:: Source data ::
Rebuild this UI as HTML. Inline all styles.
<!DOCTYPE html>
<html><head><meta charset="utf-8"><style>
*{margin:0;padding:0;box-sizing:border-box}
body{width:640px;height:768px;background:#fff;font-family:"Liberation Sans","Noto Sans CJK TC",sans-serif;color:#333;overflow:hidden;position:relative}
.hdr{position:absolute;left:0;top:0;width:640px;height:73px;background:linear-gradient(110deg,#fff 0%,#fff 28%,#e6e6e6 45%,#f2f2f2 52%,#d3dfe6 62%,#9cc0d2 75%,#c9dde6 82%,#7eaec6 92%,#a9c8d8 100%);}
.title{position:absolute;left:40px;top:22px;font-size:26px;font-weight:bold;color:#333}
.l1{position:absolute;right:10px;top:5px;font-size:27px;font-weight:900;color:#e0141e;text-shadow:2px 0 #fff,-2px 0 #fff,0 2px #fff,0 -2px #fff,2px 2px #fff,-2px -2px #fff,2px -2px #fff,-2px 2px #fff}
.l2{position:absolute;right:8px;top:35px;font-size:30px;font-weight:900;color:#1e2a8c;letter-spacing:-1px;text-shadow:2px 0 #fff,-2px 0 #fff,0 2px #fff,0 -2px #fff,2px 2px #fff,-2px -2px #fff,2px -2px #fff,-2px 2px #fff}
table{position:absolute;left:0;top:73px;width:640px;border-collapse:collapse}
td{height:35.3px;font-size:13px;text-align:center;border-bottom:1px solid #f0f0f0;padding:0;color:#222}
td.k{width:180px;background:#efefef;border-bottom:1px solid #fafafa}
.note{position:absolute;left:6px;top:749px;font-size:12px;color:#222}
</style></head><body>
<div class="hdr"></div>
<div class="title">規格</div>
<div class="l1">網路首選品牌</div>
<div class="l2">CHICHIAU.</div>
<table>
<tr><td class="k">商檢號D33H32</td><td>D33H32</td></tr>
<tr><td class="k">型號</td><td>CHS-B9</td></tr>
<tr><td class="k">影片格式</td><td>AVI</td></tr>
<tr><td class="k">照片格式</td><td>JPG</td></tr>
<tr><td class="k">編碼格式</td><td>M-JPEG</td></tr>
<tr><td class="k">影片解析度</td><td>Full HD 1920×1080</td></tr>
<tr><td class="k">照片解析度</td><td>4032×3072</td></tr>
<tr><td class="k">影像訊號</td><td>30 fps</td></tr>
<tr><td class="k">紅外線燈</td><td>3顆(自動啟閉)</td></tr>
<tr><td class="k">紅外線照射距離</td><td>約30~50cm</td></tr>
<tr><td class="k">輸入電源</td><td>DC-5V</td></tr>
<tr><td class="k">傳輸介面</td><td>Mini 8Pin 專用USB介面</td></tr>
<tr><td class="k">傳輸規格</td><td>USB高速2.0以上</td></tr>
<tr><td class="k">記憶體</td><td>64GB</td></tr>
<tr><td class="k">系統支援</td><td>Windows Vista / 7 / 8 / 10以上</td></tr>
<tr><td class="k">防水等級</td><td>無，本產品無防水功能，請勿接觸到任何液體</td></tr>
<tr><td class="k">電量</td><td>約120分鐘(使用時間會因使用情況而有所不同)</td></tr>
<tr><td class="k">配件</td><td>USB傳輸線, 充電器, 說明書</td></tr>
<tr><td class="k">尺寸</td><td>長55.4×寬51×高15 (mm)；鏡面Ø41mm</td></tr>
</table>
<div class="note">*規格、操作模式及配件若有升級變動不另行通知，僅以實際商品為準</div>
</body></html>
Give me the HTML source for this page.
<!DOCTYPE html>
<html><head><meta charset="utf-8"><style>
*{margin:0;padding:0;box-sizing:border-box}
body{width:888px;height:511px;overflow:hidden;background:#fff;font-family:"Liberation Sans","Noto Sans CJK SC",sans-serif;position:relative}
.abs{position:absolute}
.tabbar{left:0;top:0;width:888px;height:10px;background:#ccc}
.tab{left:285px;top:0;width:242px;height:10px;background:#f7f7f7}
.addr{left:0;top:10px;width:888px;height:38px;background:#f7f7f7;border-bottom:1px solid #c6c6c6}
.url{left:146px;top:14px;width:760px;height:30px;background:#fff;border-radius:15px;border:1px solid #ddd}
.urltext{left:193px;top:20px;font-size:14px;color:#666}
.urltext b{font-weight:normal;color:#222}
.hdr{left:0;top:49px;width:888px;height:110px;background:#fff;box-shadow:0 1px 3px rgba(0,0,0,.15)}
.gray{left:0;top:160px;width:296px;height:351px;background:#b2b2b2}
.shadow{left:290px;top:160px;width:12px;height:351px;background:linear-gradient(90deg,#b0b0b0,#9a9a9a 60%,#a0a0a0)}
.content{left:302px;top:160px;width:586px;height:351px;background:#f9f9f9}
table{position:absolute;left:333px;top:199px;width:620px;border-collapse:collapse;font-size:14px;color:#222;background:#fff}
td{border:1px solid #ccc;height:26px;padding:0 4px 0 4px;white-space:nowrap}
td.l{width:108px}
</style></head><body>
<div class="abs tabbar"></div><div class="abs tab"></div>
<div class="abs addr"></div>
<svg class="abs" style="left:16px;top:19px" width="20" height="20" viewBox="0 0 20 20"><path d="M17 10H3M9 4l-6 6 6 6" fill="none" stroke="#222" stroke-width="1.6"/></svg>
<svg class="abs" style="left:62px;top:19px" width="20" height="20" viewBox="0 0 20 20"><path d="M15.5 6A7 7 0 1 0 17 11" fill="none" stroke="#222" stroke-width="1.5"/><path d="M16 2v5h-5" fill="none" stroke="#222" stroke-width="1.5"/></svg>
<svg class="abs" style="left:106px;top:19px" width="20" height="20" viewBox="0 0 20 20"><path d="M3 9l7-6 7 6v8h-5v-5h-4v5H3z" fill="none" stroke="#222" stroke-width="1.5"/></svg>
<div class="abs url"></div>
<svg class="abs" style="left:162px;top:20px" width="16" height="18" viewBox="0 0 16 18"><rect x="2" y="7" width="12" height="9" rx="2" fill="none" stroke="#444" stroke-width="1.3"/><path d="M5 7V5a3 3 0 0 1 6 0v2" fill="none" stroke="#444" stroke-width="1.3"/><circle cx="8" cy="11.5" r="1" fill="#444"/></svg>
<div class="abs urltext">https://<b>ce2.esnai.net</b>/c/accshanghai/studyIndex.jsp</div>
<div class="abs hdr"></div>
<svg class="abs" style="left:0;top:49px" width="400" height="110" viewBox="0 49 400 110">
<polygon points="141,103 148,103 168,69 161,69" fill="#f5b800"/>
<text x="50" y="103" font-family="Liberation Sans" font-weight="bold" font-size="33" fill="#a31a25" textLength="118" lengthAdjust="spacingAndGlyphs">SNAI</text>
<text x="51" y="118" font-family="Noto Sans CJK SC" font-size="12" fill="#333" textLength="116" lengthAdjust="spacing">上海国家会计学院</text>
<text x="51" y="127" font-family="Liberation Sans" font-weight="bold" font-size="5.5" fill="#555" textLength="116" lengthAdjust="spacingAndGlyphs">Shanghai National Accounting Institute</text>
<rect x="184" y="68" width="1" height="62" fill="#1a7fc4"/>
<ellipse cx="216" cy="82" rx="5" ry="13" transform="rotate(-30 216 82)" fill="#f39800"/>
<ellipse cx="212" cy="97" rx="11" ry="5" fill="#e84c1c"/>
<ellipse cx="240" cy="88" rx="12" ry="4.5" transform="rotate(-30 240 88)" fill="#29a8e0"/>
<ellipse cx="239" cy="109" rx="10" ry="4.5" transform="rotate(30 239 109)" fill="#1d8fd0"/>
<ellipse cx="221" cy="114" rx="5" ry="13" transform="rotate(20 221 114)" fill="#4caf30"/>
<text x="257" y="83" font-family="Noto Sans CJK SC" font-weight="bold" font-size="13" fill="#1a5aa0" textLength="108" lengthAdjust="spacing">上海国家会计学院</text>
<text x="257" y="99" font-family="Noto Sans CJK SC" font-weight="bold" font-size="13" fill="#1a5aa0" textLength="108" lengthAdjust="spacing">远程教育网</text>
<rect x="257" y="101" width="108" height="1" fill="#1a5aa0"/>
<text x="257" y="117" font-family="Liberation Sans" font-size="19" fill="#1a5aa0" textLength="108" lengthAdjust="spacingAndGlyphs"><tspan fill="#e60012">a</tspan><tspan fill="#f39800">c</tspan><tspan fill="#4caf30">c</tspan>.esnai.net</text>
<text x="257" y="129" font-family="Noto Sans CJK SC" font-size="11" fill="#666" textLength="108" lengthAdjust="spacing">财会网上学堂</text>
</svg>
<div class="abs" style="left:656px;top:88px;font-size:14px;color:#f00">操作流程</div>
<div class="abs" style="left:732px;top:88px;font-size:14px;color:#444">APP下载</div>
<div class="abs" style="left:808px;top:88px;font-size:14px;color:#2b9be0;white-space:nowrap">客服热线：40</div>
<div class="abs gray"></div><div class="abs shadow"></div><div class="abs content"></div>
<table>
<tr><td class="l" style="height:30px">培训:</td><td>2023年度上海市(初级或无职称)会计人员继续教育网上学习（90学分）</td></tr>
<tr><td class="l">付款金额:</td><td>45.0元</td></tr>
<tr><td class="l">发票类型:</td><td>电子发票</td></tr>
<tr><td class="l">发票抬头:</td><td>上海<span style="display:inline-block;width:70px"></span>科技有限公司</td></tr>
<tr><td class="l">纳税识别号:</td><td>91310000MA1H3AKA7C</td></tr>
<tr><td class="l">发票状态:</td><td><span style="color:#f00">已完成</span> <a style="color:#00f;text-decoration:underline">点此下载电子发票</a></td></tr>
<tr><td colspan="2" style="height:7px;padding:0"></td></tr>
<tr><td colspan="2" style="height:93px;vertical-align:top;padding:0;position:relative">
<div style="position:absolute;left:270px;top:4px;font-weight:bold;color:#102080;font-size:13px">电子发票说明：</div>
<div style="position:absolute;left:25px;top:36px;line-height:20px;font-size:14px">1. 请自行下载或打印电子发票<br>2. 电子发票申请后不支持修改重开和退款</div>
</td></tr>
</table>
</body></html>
:::
§ **Your objective**: Gather all lines from the records above in which "this" appears.

§ **Solved problem**:
Rebuild this UI as HTML. Inline all styles.
Give me the HTML source for this page.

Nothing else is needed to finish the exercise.